• Description of the task
Take the lines from the beginning of the material through the line containing "</publish-panel>" and retype them exactly, leaving the pictures out.

**** Dataset extract ****

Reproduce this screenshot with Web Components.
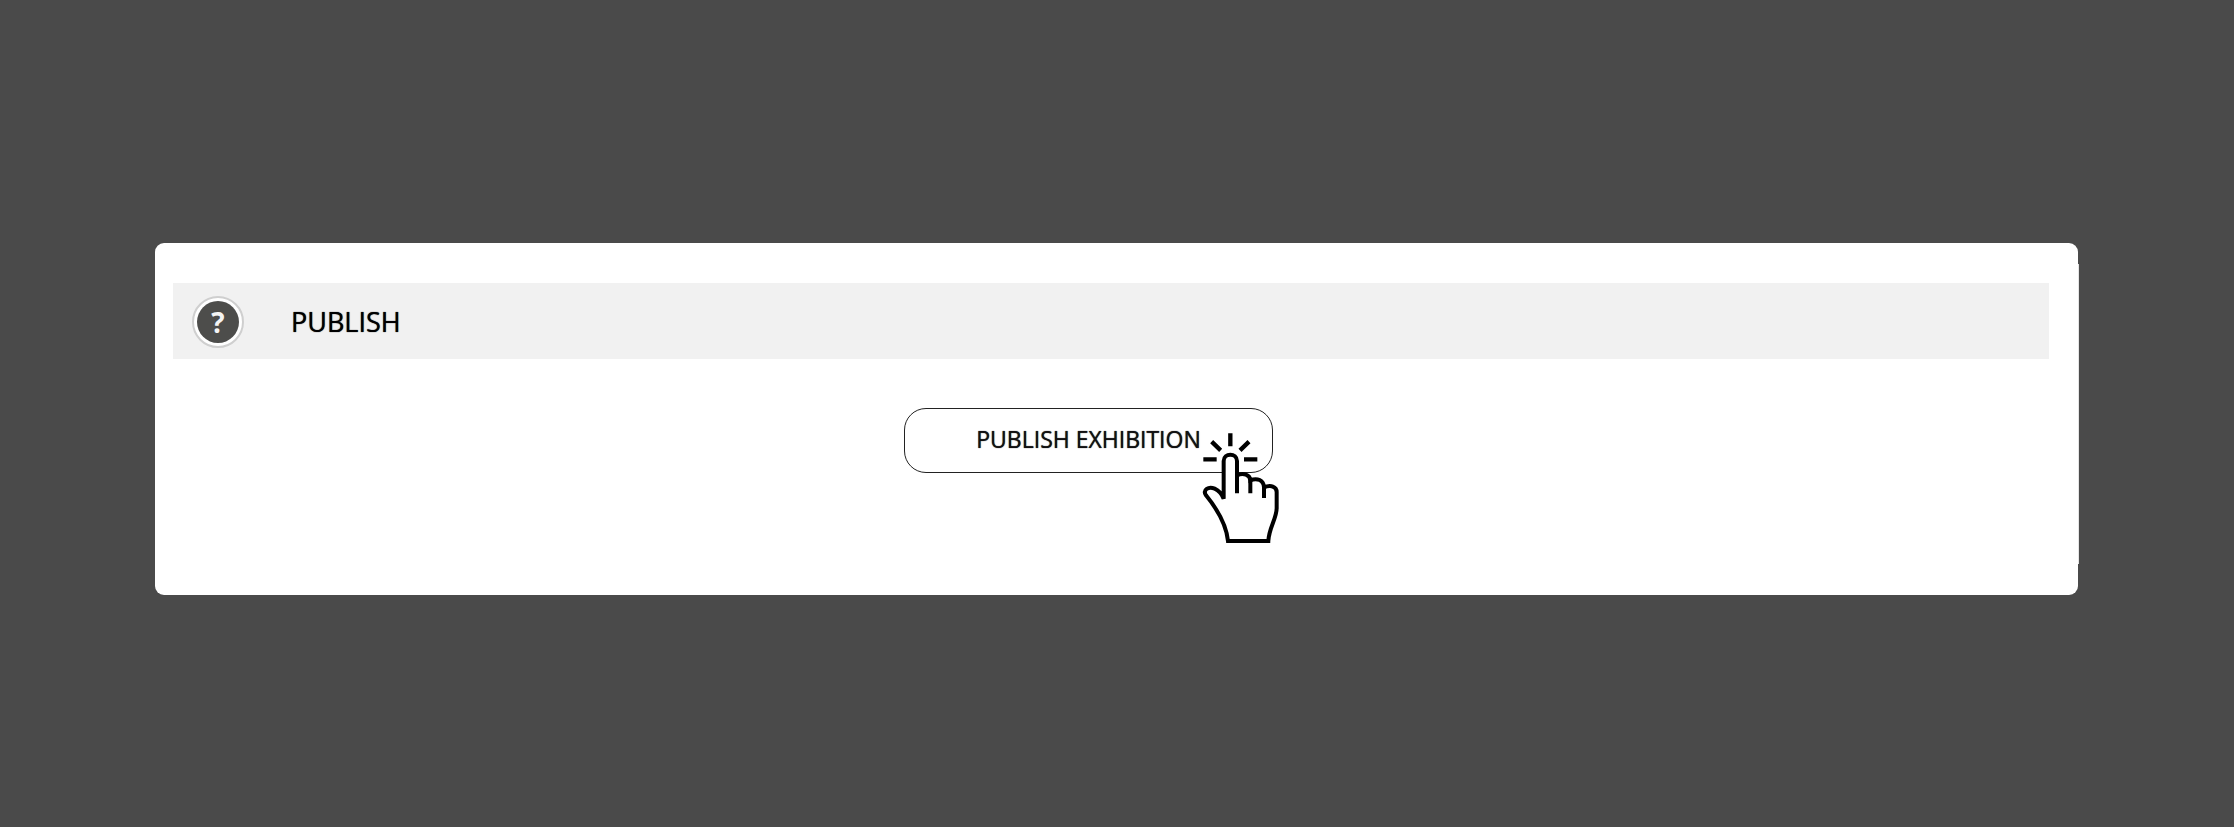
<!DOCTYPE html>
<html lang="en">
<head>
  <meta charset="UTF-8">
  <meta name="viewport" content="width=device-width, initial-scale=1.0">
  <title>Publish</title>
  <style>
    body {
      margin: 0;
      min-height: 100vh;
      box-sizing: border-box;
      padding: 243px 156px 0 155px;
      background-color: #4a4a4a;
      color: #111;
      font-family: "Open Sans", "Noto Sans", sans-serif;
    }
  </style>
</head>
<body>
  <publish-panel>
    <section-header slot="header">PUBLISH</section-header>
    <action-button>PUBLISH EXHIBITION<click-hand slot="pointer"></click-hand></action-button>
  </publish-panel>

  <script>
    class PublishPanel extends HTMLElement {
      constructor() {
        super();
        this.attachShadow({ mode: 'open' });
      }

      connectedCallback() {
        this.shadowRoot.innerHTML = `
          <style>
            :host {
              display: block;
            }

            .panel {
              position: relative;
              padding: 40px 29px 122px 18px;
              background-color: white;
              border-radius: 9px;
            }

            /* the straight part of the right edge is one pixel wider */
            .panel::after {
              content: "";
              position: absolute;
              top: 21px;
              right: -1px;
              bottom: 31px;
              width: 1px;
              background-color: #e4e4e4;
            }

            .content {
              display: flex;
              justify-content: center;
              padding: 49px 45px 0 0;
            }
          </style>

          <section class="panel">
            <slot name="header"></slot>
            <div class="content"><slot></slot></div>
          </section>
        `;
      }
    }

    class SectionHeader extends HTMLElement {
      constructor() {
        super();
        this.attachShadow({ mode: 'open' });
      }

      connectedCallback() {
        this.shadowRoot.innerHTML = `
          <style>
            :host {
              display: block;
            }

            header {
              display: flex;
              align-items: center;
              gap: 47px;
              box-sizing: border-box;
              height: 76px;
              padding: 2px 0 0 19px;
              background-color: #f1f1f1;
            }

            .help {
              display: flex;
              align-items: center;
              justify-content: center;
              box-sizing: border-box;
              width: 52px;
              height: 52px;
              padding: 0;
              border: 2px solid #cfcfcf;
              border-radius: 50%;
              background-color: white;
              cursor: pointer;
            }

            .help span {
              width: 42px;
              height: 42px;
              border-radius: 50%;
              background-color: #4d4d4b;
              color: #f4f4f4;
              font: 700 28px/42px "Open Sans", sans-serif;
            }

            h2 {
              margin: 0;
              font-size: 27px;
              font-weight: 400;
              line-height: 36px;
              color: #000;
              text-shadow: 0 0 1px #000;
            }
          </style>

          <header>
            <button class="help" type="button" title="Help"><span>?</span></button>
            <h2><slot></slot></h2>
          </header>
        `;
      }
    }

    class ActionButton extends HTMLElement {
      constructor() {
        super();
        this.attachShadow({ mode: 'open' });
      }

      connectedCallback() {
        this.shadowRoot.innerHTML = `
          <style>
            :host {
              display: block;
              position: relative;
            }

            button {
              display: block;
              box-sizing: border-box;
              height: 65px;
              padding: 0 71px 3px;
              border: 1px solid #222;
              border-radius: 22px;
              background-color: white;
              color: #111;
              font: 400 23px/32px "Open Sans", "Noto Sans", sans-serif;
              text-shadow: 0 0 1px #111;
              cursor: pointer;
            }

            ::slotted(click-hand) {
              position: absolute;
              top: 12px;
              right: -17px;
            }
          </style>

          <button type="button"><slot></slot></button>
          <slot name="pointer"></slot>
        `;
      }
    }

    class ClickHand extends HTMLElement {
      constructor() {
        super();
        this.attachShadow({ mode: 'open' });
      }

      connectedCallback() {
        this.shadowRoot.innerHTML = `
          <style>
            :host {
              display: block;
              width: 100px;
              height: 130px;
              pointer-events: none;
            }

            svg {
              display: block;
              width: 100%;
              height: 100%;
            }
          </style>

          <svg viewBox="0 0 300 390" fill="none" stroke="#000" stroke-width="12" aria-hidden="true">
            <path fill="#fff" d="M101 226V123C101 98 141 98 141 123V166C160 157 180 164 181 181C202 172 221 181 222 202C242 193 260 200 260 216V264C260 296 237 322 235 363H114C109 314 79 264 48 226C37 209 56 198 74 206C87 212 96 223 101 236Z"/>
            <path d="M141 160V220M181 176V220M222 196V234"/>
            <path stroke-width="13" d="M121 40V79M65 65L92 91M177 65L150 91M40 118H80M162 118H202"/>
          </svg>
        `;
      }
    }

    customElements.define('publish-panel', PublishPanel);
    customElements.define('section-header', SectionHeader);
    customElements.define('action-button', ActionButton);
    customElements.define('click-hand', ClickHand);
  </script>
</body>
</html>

****

• Complete output
Reproduce this screenshot with Web Components.
<!DOCTYPE html>
<html lang="en">
<head>
  <meta charset="UTF-8">
  <meta name="viewport" content="width=device-width, initial-scale=1.0">
  <title>Publish</title>
  <style>
    body {
      margin: 0;
      min-height: 100vh;
      box-sizing: border-box;
      padding: 243px 156px 0 155px;
      background-color: #4a4a4a;
      color: #111;
      font-family: "Open Sans", "Noto Sans", sans-serif;
    }
  </style>
</head>
<body>
  <publish-panel>
    <section-header slot="header">PUBLISH</section-header>
    <action-button>PUBLISH EXHIBITION<click-hand slot="pointer"></click-hand></action-button>
  </publish-panel>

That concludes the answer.